Identify the lines that contain the string "styles", then copy each of them.

** START Source records **

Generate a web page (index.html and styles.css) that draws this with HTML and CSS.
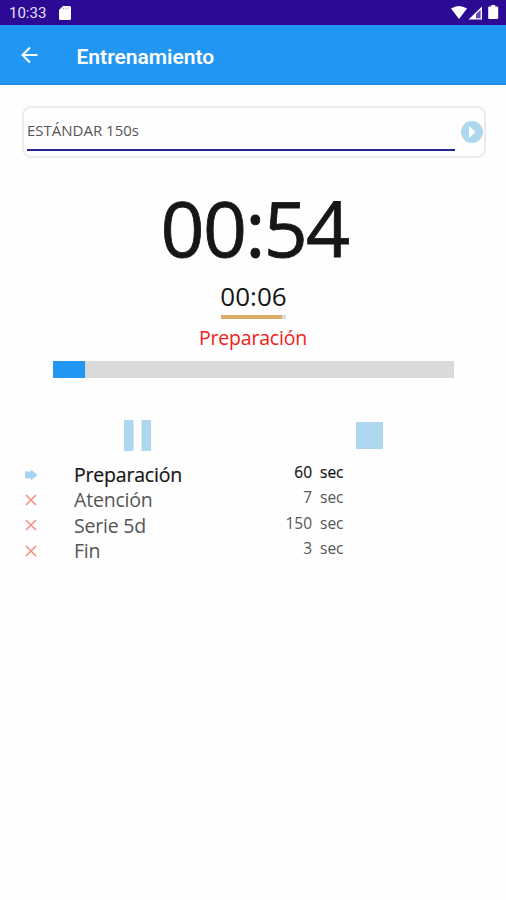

** END Source records **
** START Source records **

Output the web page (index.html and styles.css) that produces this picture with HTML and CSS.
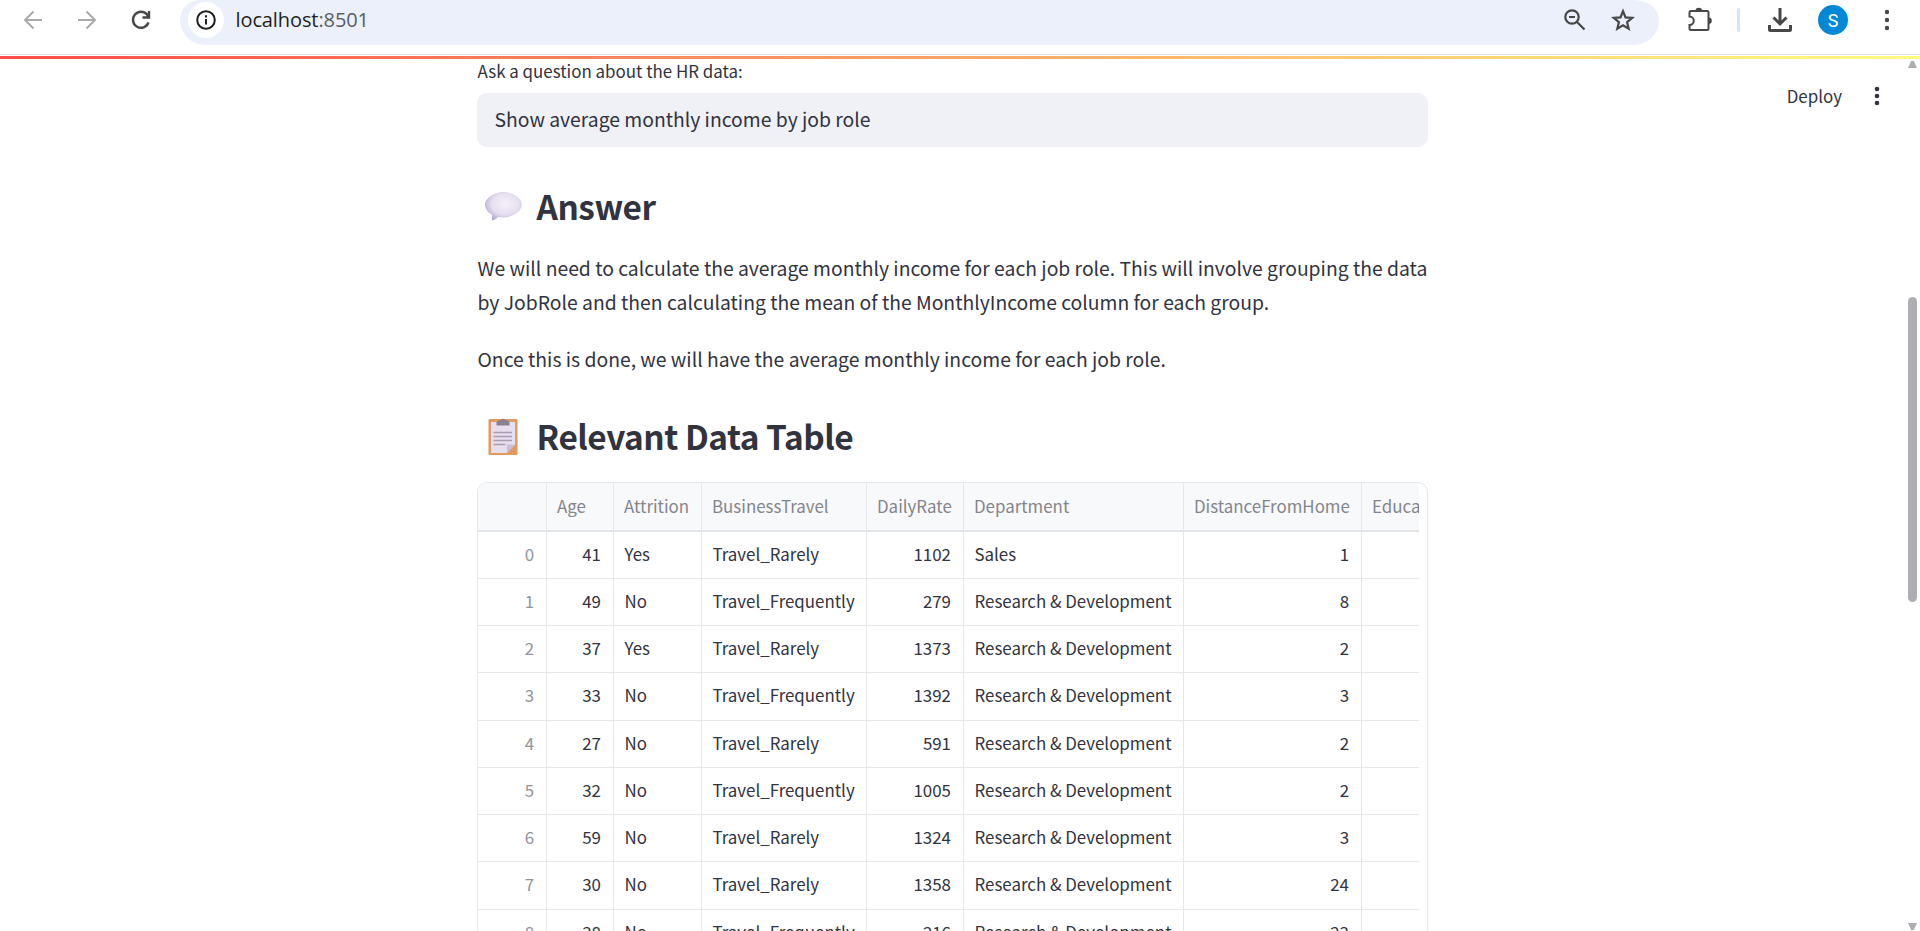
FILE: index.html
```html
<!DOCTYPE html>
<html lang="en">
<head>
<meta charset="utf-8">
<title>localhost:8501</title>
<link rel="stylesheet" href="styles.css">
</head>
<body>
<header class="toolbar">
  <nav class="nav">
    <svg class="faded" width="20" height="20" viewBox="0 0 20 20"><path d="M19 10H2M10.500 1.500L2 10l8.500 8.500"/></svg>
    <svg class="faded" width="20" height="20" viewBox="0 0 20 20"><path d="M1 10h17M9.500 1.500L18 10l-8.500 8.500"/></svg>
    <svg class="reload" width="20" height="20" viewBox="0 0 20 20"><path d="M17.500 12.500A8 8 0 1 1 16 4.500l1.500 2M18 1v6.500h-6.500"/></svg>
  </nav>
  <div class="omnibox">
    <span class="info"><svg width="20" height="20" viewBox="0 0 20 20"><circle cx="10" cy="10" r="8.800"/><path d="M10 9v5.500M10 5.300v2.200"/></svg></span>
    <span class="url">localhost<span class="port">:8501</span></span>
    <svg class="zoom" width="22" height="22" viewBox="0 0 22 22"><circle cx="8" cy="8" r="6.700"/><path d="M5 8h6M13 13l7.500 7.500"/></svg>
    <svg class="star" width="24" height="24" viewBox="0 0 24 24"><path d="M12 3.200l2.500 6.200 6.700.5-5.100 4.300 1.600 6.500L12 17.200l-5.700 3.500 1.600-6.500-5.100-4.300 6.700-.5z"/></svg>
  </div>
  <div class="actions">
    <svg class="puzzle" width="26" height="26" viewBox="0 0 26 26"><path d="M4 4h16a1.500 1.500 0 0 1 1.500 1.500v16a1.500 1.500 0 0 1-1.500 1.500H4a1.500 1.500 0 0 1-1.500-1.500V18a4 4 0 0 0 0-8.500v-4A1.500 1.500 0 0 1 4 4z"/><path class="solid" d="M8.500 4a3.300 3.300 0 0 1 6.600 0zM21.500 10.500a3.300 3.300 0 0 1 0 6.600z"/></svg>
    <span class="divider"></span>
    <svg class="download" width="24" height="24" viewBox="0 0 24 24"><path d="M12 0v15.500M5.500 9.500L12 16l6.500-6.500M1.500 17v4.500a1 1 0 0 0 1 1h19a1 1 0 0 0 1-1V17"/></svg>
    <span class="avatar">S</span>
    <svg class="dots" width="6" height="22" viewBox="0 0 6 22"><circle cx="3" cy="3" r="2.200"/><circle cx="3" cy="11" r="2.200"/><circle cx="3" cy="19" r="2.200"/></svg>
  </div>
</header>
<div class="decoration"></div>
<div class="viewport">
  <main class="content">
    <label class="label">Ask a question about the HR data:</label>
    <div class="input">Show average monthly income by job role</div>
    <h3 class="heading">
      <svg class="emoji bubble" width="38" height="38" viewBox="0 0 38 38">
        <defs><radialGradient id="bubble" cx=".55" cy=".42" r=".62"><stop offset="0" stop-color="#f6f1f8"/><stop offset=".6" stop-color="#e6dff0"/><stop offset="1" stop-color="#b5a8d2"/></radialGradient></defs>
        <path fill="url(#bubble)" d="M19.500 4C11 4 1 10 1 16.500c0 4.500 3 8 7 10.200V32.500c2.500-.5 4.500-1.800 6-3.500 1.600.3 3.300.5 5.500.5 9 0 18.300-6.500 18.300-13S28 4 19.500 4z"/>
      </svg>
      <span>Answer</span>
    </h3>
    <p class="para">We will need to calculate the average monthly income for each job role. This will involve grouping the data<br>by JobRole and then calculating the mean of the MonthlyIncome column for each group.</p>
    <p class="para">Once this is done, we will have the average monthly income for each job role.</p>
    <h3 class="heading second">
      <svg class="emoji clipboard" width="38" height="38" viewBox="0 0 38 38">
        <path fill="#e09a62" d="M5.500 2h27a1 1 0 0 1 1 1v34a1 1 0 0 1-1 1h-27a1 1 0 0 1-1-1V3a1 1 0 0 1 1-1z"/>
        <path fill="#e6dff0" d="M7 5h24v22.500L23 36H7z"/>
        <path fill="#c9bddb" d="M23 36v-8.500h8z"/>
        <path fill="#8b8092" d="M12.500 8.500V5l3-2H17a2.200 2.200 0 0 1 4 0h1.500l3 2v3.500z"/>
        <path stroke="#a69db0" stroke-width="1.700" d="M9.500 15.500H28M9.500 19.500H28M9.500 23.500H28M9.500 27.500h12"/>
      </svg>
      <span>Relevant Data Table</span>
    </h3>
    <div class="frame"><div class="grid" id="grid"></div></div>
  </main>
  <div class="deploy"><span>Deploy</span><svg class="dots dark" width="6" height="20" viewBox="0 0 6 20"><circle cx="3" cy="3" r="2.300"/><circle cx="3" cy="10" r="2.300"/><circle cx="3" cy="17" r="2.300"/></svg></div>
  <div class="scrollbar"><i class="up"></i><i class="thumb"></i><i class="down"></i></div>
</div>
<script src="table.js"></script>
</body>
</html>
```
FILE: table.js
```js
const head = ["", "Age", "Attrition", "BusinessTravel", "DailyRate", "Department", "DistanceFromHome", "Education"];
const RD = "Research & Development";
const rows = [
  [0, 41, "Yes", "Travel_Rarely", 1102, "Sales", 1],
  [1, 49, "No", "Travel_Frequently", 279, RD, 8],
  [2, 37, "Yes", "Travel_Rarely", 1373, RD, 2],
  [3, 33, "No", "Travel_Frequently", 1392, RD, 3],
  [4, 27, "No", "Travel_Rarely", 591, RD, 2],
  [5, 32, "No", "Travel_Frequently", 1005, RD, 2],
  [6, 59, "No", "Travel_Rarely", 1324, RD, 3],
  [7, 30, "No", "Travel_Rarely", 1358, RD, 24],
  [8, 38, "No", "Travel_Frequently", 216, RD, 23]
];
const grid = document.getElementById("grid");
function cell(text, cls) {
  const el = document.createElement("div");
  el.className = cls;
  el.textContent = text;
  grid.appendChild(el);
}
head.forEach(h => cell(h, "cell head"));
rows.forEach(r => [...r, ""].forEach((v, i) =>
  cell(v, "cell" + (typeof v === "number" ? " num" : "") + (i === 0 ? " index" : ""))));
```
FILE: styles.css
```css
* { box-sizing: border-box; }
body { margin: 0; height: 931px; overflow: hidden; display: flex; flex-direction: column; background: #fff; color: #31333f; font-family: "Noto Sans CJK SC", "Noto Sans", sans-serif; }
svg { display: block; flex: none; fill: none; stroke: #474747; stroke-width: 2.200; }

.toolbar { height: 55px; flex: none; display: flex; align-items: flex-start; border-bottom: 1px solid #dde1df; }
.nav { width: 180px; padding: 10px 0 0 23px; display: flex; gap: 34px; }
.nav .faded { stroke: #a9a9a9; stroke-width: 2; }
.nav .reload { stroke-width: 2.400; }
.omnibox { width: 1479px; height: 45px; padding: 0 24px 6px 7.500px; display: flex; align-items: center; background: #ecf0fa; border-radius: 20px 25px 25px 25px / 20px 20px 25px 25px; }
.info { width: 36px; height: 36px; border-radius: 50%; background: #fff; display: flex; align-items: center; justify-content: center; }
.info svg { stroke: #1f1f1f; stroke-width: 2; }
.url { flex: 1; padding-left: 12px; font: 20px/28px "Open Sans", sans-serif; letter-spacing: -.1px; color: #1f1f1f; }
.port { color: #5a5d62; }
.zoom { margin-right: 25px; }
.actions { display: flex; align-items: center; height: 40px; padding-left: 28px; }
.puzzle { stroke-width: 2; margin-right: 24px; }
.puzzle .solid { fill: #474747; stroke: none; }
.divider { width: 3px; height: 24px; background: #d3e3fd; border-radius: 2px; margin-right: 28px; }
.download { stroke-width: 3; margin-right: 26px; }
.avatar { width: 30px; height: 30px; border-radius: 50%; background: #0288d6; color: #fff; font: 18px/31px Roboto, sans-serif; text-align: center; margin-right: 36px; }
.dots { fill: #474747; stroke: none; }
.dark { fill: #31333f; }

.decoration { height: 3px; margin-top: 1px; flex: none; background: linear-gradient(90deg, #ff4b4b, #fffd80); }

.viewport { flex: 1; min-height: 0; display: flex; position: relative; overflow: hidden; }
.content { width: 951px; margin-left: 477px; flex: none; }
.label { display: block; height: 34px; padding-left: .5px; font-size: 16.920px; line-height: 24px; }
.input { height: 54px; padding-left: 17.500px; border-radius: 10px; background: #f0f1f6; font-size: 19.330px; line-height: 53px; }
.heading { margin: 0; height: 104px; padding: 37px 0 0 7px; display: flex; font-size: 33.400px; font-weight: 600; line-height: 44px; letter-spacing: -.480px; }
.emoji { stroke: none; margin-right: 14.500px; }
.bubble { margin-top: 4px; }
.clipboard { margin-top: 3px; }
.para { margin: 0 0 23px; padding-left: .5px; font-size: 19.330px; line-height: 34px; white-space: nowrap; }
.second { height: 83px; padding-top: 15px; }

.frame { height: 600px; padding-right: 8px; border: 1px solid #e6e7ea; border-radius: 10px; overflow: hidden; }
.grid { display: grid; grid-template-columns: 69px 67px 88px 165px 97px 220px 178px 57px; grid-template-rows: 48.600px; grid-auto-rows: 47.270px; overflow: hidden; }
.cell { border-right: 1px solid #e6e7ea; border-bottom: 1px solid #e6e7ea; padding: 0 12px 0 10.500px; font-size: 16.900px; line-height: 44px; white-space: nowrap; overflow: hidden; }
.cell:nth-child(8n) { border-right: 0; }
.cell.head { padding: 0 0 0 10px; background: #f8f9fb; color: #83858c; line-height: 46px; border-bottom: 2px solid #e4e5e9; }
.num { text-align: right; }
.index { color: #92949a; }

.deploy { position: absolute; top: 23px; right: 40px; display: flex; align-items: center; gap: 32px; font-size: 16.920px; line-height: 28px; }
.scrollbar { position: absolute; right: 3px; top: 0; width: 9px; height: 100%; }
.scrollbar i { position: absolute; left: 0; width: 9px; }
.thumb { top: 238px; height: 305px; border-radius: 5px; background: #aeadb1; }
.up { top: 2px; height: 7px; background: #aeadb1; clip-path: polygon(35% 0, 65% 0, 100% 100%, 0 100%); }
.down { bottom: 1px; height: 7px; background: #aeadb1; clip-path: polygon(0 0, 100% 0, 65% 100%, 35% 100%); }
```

** END Source records **

## In response
Generate a web page (index.html and styles.css) that draws this with HTML and CSS.
Output the web page (index.html and styles.css) that produces this picture with HTML and CSS.
<link rel="stylesheet" href="styles.css">
FILE: styles.css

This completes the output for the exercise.